## Do this:
Review the lines that follow and copy each one that contains the word "React".

## Supplied records:
## begin

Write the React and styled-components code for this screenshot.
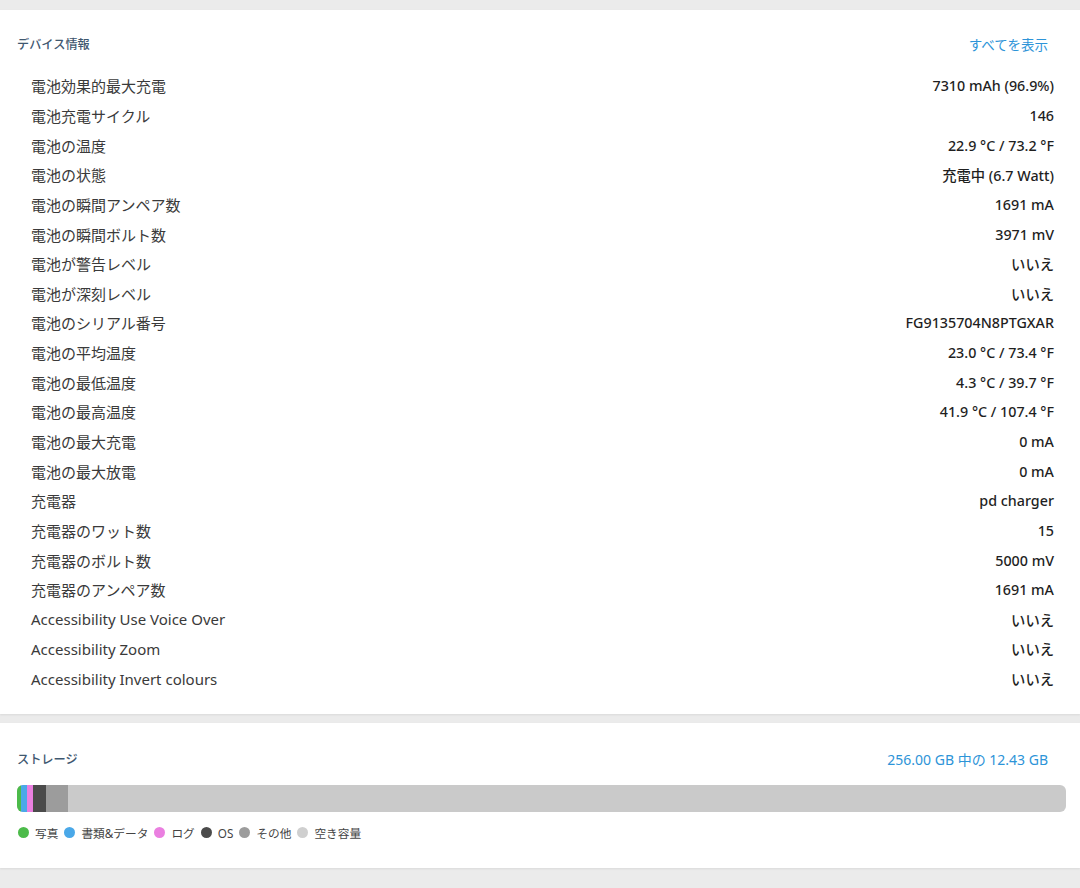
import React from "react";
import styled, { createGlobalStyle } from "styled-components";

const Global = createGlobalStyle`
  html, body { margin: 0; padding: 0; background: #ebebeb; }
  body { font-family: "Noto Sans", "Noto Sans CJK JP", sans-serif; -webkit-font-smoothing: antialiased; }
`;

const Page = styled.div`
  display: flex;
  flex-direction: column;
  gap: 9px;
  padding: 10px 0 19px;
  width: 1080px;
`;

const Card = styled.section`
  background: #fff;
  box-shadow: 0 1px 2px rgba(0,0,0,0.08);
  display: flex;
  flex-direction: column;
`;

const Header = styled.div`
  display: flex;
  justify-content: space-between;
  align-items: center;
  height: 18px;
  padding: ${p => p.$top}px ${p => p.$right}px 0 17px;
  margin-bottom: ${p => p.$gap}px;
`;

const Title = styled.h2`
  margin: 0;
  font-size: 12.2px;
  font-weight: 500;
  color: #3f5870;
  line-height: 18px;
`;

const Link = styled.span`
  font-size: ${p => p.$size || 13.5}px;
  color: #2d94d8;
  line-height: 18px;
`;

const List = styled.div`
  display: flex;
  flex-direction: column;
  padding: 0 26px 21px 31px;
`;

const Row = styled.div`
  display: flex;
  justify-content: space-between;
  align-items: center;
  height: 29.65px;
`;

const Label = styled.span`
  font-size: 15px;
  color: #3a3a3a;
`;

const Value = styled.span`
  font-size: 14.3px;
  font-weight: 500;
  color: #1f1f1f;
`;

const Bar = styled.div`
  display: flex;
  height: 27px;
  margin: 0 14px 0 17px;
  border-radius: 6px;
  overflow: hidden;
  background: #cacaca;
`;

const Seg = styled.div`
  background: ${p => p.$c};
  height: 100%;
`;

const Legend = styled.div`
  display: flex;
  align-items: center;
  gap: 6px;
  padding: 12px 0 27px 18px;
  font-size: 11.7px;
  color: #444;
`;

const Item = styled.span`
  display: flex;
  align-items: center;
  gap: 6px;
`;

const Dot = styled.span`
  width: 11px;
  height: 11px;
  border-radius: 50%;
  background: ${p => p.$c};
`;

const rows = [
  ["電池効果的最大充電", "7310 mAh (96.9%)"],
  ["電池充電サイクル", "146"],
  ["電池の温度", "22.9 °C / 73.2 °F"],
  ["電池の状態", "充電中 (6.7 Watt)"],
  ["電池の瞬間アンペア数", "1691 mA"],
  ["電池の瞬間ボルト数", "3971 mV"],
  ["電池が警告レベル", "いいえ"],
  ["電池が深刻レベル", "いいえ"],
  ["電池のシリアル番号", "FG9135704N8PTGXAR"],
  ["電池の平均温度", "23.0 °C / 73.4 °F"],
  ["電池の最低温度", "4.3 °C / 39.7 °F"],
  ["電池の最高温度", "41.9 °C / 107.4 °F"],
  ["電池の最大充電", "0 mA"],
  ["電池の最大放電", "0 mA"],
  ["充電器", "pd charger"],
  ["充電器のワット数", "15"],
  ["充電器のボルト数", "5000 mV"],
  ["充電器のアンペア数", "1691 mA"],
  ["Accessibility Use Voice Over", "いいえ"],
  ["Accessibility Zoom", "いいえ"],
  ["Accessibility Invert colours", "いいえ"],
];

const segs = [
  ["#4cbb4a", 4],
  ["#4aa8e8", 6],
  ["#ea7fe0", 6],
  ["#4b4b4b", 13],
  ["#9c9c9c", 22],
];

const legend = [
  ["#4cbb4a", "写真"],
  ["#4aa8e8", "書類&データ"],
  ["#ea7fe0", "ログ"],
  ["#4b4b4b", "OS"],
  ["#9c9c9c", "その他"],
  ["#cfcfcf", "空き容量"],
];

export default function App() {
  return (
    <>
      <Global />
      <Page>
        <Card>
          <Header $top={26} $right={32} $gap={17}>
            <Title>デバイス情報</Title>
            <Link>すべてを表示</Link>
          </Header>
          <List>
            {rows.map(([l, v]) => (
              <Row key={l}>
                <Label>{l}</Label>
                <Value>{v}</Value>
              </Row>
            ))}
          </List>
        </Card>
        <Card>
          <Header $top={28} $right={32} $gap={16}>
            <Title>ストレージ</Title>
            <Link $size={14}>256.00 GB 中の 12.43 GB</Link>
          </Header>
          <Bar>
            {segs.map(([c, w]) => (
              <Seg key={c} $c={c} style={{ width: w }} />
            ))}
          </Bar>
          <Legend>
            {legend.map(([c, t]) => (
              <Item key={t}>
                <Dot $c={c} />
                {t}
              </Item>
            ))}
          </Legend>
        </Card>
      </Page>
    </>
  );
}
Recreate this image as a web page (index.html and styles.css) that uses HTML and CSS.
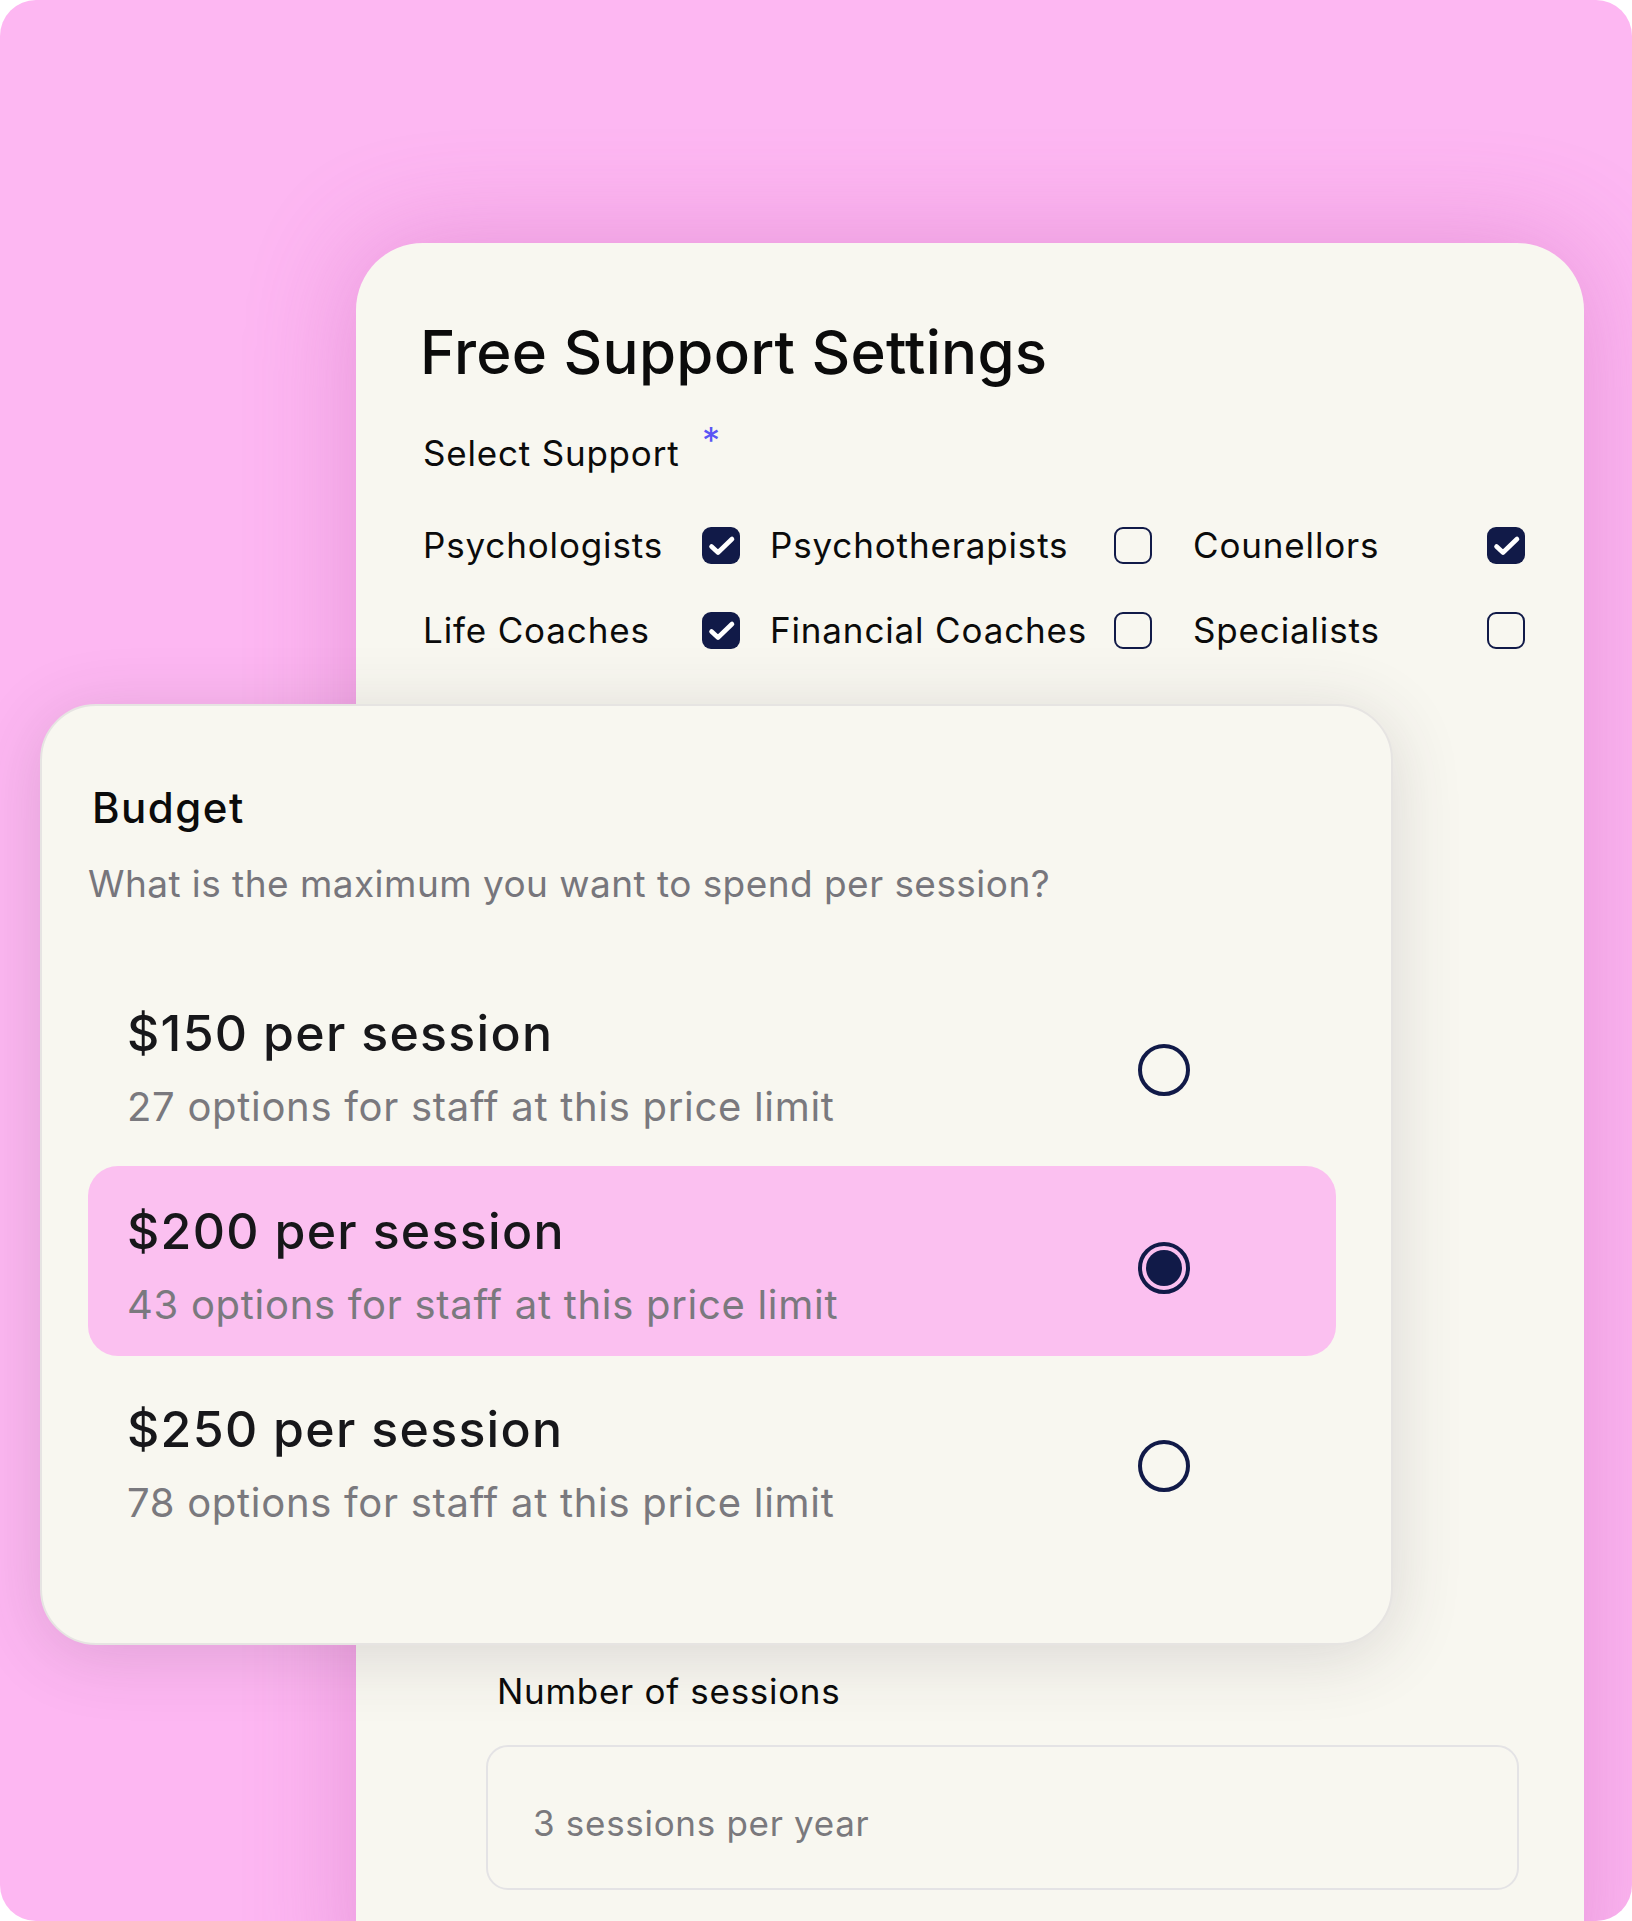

## end

## Written answer:
Write the React and styled-components code for this screenshot.
import React from "react";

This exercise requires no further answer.